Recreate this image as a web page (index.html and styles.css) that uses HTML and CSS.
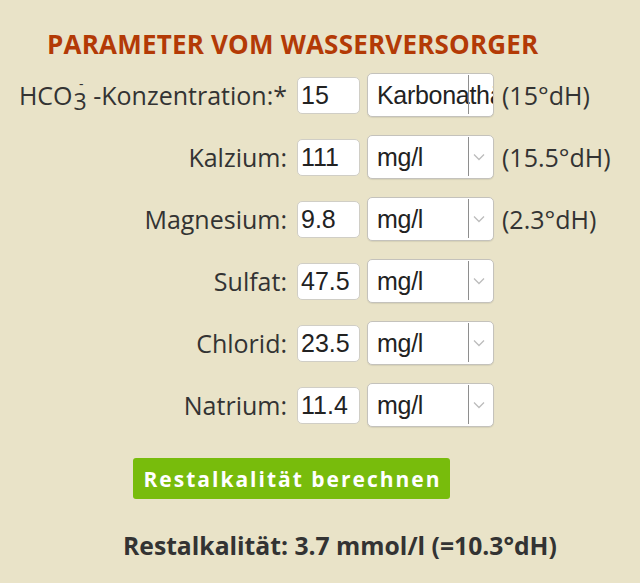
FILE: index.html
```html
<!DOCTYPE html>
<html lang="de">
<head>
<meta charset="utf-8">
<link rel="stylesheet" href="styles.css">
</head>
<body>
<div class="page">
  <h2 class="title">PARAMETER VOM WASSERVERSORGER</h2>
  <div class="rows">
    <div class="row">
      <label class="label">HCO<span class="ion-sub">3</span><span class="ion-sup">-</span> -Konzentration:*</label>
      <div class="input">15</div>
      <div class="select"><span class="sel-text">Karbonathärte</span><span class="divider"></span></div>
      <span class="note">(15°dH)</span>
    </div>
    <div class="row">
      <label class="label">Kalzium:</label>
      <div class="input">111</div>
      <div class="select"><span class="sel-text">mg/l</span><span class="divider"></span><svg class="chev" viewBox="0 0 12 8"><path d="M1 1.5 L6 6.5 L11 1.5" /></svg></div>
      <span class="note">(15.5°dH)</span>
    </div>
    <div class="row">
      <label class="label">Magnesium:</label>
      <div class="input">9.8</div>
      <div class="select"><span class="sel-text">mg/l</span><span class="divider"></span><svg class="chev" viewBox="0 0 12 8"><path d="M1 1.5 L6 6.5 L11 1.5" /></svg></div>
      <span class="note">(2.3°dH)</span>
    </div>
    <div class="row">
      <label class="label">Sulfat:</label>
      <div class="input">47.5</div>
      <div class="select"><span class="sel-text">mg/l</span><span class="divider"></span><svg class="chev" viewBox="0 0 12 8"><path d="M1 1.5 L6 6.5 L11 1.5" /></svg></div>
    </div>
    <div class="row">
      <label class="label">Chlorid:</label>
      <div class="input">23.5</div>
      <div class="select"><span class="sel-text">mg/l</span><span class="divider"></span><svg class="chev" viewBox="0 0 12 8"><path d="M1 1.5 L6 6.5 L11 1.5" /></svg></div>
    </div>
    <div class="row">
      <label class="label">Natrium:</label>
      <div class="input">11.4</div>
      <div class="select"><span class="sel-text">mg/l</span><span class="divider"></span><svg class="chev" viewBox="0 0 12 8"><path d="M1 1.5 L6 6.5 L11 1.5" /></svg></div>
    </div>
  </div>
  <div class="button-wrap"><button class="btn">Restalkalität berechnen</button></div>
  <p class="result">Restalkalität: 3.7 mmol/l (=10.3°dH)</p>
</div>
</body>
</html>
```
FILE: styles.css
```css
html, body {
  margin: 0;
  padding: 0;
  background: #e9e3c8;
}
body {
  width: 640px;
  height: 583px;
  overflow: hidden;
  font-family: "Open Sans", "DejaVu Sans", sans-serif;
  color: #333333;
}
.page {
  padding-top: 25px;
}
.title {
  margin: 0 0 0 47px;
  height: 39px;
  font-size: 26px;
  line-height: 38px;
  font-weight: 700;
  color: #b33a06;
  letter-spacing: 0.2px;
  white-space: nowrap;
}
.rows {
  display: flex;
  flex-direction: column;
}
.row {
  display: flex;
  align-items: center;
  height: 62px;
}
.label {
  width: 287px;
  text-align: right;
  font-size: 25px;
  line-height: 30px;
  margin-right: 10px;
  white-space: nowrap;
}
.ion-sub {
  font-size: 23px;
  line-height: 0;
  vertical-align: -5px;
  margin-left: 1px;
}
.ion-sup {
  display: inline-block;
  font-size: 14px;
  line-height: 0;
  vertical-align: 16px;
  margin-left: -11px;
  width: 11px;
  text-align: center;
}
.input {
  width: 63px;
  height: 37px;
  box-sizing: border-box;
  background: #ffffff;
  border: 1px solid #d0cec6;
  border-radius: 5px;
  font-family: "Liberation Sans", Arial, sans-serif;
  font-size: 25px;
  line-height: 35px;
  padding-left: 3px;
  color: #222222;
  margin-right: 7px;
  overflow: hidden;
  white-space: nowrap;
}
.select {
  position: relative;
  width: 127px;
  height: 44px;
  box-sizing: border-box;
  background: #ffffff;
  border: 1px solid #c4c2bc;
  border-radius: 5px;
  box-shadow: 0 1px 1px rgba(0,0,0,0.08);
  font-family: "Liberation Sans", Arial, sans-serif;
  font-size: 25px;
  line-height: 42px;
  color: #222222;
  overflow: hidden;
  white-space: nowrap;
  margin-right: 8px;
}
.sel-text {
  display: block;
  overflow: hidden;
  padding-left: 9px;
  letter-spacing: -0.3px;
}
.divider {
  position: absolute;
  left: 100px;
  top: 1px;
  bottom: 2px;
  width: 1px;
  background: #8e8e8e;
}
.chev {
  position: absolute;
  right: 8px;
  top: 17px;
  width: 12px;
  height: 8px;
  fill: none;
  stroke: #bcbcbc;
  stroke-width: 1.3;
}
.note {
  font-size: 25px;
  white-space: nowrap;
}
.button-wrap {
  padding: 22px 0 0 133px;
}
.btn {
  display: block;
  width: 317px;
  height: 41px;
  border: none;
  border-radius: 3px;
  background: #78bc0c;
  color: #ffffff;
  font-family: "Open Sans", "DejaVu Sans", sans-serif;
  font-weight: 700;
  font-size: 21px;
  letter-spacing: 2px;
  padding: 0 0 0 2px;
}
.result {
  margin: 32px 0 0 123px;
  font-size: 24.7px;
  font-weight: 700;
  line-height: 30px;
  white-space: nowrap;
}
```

* * * * *

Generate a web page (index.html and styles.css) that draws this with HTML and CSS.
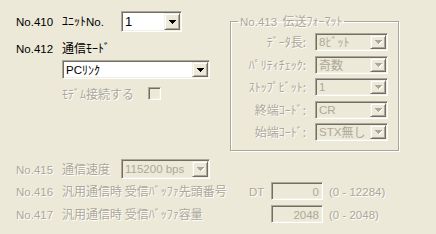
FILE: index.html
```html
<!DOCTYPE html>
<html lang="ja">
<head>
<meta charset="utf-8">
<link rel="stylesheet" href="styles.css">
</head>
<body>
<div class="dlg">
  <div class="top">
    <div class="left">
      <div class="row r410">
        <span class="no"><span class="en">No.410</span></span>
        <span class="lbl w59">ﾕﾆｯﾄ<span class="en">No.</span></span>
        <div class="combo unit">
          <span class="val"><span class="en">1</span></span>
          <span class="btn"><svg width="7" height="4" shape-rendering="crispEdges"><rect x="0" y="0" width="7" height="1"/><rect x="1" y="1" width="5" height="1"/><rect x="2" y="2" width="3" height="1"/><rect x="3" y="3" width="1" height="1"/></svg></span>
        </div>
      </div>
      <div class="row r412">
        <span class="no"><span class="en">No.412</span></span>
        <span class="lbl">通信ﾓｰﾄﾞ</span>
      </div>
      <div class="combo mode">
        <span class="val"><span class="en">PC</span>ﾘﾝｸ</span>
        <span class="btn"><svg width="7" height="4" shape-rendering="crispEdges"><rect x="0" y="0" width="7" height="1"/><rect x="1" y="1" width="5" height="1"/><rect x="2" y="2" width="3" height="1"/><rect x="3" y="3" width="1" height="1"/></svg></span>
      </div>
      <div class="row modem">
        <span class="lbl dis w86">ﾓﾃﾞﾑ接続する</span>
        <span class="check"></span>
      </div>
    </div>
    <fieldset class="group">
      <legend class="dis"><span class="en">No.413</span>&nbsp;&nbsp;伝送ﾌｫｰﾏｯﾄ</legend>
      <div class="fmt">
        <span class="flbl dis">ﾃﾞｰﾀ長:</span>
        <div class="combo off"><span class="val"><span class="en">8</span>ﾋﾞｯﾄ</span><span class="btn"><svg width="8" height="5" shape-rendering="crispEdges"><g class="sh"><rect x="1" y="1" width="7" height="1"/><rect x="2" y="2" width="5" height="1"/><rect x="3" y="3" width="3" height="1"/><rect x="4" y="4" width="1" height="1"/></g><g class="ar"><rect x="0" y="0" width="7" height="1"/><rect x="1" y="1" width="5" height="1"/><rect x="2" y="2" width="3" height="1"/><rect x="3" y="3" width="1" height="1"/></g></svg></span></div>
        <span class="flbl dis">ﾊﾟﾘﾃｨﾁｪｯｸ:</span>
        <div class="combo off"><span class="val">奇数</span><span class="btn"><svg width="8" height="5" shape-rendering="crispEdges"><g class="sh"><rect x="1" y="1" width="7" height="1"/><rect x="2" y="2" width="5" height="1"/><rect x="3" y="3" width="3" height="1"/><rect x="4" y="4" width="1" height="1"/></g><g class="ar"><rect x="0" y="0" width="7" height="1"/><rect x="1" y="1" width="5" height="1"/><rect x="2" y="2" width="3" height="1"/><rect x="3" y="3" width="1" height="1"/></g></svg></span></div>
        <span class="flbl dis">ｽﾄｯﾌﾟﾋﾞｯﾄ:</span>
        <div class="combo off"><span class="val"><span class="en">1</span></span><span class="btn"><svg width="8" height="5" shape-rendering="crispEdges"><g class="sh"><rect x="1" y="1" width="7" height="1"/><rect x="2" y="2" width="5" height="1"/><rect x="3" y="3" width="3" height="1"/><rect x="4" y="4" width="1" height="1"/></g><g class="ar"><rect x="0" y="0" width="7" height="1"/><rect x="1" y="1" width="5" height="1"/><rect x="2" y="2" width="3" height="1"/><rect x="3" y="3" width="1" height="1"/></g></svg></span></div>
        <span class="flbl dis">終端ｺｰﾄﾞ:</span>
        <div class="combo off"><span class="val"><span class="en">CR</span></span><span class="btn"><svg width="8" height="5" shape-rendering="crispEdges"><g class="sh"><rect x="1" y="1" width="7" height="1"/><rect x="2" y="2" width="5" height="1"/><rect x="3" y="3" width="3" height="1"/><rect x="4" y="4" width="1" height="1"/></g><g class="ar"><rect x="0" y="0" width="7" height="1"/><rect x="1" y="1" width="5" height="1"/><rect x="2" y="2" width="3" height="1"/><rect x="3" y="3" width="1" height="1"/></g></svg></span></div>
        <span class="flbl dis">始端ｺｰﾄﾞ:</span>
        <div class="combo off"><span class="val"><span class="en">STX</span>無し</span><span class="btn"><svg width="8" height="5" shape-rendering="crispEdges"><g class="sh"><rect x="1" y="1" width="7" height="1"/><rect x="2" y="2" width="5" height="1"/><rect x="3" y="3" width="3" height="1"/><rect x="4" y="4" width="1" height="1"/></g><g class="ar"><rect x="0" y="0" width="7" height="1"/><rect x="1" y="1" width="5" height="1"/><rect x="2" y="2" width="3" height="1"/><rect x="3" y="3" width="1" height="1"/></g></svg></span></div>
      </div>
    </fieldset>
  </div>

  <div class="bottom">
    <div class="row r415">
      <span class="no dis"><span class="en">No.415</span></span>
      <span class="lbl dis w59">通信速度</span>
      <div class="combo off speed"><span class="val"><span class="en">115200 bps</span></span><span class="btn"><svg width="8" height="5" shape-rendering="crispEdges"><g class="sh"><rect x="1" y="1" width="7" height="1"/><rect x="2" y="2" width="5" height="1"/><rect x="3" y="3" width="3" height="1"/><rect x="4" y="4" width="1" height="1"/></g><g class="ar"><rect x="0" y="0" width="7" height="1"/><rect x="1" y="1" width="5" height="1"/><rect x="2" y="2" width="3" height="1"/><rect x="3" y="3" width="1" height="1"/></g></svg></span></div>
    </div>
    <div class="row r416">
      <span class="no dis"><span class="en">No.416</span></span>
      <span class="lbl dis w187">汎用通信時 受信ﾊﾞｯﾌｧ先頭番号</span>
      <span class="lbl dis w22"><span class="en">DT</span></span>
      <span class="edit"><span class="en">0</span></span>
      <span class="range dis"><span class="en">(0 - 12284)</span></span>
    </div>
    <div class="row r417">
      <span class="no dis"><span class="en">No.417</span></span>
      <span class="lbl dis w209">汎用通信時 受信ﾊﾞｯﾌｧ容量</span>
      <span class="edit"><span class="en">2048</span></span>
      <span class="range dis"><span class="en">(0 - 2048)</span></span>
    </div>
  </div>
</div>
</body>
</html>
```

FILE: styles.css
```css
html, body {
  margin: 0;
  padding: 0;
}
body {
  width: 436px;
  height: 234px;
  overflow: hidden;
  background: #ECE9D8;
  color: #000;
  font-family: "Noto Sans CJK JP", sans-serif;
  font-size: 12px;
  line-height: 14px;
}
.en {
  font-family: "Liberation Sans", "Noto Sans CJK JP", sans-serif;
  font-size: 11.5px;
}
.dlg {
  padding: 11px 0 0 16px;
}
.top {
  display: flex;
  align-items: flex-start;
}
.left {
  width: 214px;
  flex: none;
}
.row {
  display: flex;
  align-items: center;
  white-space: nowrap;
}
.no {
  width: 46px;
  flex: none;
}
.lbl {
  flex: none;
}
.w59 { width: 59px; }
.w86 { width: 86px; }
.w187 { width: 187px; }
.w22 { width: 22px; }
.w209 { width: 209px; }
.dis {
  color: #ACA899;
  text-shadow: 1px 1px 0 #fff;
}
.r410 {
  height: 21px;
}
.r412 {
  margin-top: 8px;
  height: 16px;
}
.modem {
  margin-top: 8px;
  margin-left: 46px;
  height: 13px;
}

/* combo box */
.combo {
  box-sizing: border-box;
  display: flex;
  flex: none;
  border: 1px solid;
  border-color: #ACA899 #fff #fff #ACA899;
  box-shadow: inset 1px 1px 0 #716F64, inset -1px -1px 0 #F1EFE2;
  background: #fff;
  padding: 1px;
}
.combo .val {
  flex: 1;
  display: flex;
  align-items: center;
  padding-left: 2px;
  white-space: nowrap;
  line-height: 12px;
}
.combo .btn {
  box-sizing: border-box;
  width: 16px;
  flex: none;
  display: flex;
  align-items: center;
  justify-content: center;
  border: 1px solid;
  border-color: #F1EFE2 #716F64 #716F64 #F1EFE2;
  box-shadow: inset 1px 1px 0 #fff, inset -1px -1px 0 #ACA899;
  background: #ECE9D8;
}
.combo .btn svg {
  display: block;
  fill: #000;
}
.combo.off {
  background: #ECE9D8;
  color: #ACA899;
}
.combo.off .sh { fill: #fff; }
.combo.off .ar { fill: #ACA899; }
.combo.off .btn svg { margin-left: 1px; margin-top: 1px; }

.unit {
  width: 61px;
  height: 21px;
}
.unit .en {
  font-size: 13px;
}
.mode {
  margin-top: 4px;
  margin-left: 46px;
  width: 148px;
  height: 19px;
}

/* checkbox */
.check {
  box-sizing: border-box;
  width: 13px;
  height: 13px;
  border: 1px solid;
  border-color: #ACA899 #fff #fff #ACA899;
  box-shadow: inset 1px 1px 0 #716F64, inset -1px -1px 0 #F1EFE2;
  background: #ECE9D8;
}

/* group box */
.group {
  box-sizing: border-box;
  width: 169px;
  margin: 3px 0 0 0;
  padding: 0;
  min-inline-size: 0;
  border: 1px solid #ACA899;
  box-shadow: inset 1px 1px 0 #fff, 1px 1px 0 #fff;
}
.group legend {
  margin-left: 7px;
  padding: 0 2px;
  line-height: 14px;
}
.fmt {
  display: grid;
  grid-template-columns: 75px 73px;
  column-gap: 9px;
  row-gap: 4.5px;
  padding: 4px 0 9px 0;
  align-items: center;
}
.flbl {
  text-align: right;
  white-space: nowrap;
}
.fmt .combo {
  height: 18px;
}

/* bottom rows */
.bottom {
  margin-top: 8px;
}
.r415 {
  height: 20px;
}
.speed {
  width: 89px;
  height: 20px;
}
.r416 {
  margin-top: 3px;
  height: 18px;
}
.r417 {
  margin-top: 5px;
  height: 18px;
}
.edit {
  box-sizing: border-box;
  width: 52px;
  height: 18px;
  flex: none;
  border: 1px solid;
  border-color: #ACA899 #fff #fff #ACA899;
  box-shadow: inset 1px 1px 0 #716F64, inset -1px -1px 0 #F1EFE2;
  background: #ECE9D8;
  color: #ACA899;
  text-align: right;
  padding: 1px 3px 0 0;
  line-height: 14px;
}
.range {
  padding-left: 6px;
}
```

* * * * *

Each line that has the word "page" should be copied.

Recreate this image as a web page (index.html and styles.css) that uses HTML and CSS.
<div class="page">
.page {
Generate a web page (index.html and styles.css) that draws this with HTML and CSS.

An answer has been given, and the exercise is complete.